CENTRAL Gippsland Institute of TAFE has been left “frustrated” after a meeting with the State Government resulted in a lack of definitive solutions.
The education institute has been left to face the consequences of more than a $100 million reduction to the TAFE sector, in the aftermath of the state budget.
What was described as an “amicable” meeting between GippsTAFE administrative heads and Victorian Skills Minister Peter Hall, concluded with “limited outcomes”, according to GippsTAFE chief executive Peter Whitley.
“It is fair to say not a lot of specific details were revealed so that was somewhat frustrating,” Mr Whitley said.
“The discussions looked at assistance in the future if possible, but nothing forthcoming.
“The government would expect us to work together (with them), but find the solutions ourselves.”
Mr Whitley said GippsTAFE was looking at discontinuing courses and making about 35 staff redundant within the next two months.
Students looking at enrolling into courses at the institute in July, recently received notification there have been “massive changes… with the recent government budget being released”.
Correspondence with GippsTAFE and future students also showed enrolments currently at the ‘quote for fee stage’ “have to be put on hold”, warning students they would fall under a new fee structure.
Meanwhile, Gippsland’s apprentices will stand to benefit from the state budget, but at the cost of possible discontinuation of non-apprenticeship courses.
According to Apprenticeship Group Australia employment and training manager Phil Backman, the institute will receive an average increase of 30 per cent funding.
Mr Backman said the institute, which felt it was “under funded” in the past, would now give apprentices more employment opportunities.

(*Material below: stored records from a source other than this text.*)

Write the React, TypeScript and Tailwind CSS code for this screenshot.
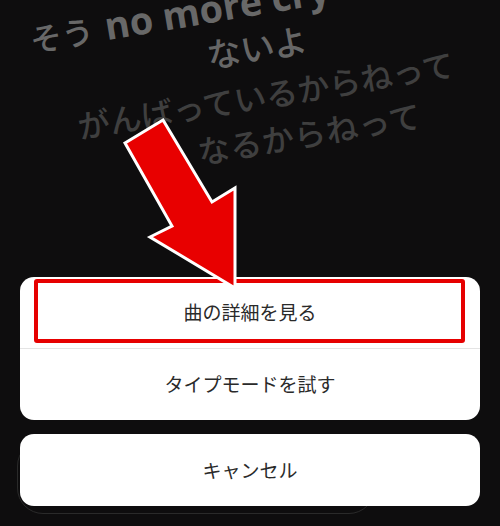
const jp = { fontFamily: '"Noto Sans CJK JP", "Noto Sans", sans-serif' };
const latin = { fontFamily: '"Open Sans", "Noto Sans CJK JP", sans-serif' };

const lyricLines = [
  { text: "ないよ", cls: "ml-[172px] text-[#666666] font-medium text-[34px]" },
  { text: "がんばっているからねって", cls: "ml-[33px] mt-[4px] text-[#3f3f3f] font-medium text-[32px]" },
  { text: "なるからねって", cls: "ml-[147px] mt-[1px] text-[#3f3f3f] font-medium text-[32px] tracking-[0.5px]" },
];

function Arrow() {
  return (
    <svg className="absolute left-0 top-0 pointer-events-none" width="500" height="526" viewBox="0 0 500 526">
      <polygon
        points="163,120 212,202 235,188 235,288 150,237 172,226 125,143"
        fill="#e80000"
        stroke="#ffffff"
        strokeWidth="3"
        strokeLinejoin="miter"
      />
    </svg>
  );
}

export default function App() {
  return (
    <div className="relative w-[500px] h-[526px] overflow-hidden bg-[#0e0d0e] flex flex-col justify-end px-[20px] pb-[20px]" style={jp}>
      {/* lyrics behind the sheet */}
      <div className="absolute left-[30px] top-[18px] origin-[0_22px] rotate-[-9.5deg] flex flex-col whitespace-nowrap">
        <div className="h-[44px] flex items-baseline pt-[1px] leading-none text-[#686868] font-bold">
          <span className="text-[32px] font-medium">そう</span>
          <span className="text-[38px] ml-[12px]" style={latin}>no more cry</span>
        </div>
        {lyricLines.map((l) => (
          <div key={l.text} className={`h-[44px] flex items-center leading-none ${l.cls}`}>
            {l.text}
          </div>
        ))}
      </div>

      {/* faint pill outline peeking under cancel */}
      <div className="absolute left-[17px] w-[358px] top-[440px] h-[74px] rounded-[26px] border border-[#2a2a2a]" />

      <div className="relative bg-white rounded-[14px] flex flex-col">
        <div className="relative h-[71px] flex items-center justify-center text-[19px] text-[#2a2a2a]">
          曲の詳細を見る
          <div className="absolute left-[14px] right-[15px] top-[2px] bottom-[5px] border-[4px] border-[#e60000] rounded-[3px]" />
        </div>
        <div className="h-px bg-[#e4e4e4]" />
        <div className="h-[71px] flex items-center justify-center text-[19px] text-[#2a2a2a]">タイプモードを試す</div>
      </div>

      <div className="relative mt-[14px] h-[72px] bg-white rounded-[14px] flex items-center justify-center text-[19px] text-[#2a2a2a]">
        キャンセル
      </div>

      <Arrow />
    </div>
  );
}
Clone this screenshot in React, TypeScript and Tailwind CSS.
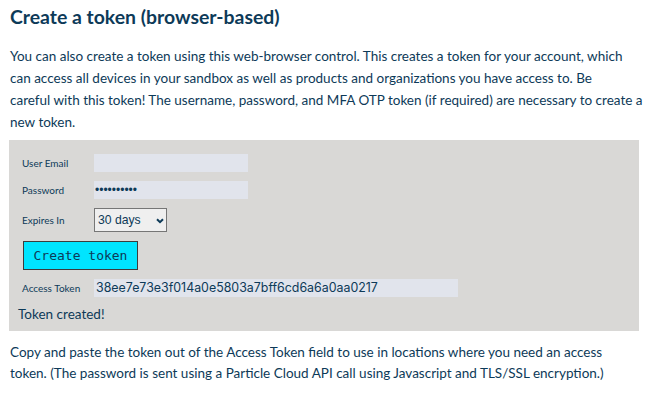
export default function App() {
  return (
    <div className="min-h-screen bg-white px-[10px] text-[#0d3a58]" style={{ fontFamily: "Lato, 'Open Sans', sans-serif" }}>
      <h2 className="pt-[5px] text-[19.4px] font-bold leading-[24px]">Create a token (browser-based)</h2>

      <p className="mt-[16px] text-[13.5px] leading-[22px]">
        You can also create a token using this web-browser control. This creates a token for your account, which
        <br />
        can access all devices in your sandbox as well as products and organizations you have access to. Be
        <br />
        careful with this token! The username, password, and MFA OTP token (if required) are necessary to create a
        <br />
        new token.
      </p>

      {/* ── Token form ─────────────────────────────────────────── */}
      <div className="-ml-px mt-[7px] h-[191px] w-[630px] bg-[#d9d8d6] px-[13px] pt-[14px]">
        <div className="flex flex-col gap-[9px]">
          <div className="flex h-[18px] items-center">
            <span className="w-[72px] text-[10px]">User Email</span>
            <input className="h-[18px] w-[154px] bg-[#e1e4ec] outline-none" />
          </div>
          <div className="flex h-[18px] items-center">
            <span className="w-[72px] text-[10px]">Password</span>
            <div
              className="flex h-[18px] w-[154px] items-center bg-[#e1e4ec] px-[1px] text-[12px] text-[#0d3a58]"
              style={{ fontFamily: "'Liberation Sans', Arial, sans-serif" }}
            >
              ••••••••••
            </div>
          </div>
          <div className="flex h-[24px] items-center">
            <span className="w-[72px] text-[10px]">Expires In</span>
            <div className="relative h-[24px] w-[73px] border border-[#767676] bg-[#efefef]">
              <span className="absolute left-[3px] top-[3px] text-[12.2px] leading-[16px]" style={{ fontFamily: "'Liberation Sans', Arial, sans-serif" }}>
                30 days
              </span>
              <svg className="absolute right-[2px] top-[9px]" width="8" height="6" viewBox="0 0 8 6">
                <path d="M1 1.2 L4 4.2 L7 1.2" fill="none" stroke="#0d3a58" strokeWidth="2" />
              </svg>
            </div>
          </div>
          <div className="flex">
            <button
              className="ml-px h-[29px] w-[115px] border border-[#3c3c3c] bg-[#00e5ff] text-[13px] text-[#0d3a58]"
              style={{ fontFamily: "'DejaVu Sans Mono', monospace" }}
            >
              Create token
            </button>
          </div>
          <div className="flex h-[18px] items-center">
            <span className="w-[72px] text-[10px]">Access Token</span>
            <div className="flex h-[18px] w-[364px] items-center bg-[#e1e4ec] px-[2px] text-[12.4px]" style={{ fontFamily: "Inter, sans-serif" }}>
              38ee7e73e3f014a0e5803a7bff6cd6a6a0aa0217
            </div>
          </div>
        </div>
        <p className="ml-[-4px] mt-[8px] text-[13.5px] leading-[18px]">Token created!</p>
      </div>

      <p className="mt-[11px] text-[13.5px] leading-[21px]">
        Copy and paste the token out of the Access Token field to use in locations where you need an access
        <br />
        token. (The password is sent using a Particle Cloud API call using Javascript and TLS/SSL encryption.)
      </p>
    </div>
  );
}
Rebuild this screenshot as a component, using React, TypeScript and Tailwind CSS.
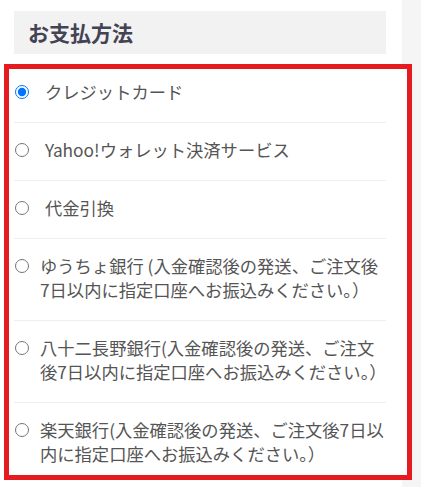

“It’s all very positive for us but we’re very conscious of the affect it has on our TAFE colleagues and we’re very sympathetic towards them; they play a very important role in the community,” Mr Backman said.
“The change in the funding model provides new opportunities for us… and the losses we were previously incurring will not be so severe.”
Mr Backman said AGA would be in a position to handle an increase in enrolments if local TAFE providers were to close its doors, but hoped it was an avoidable scenario.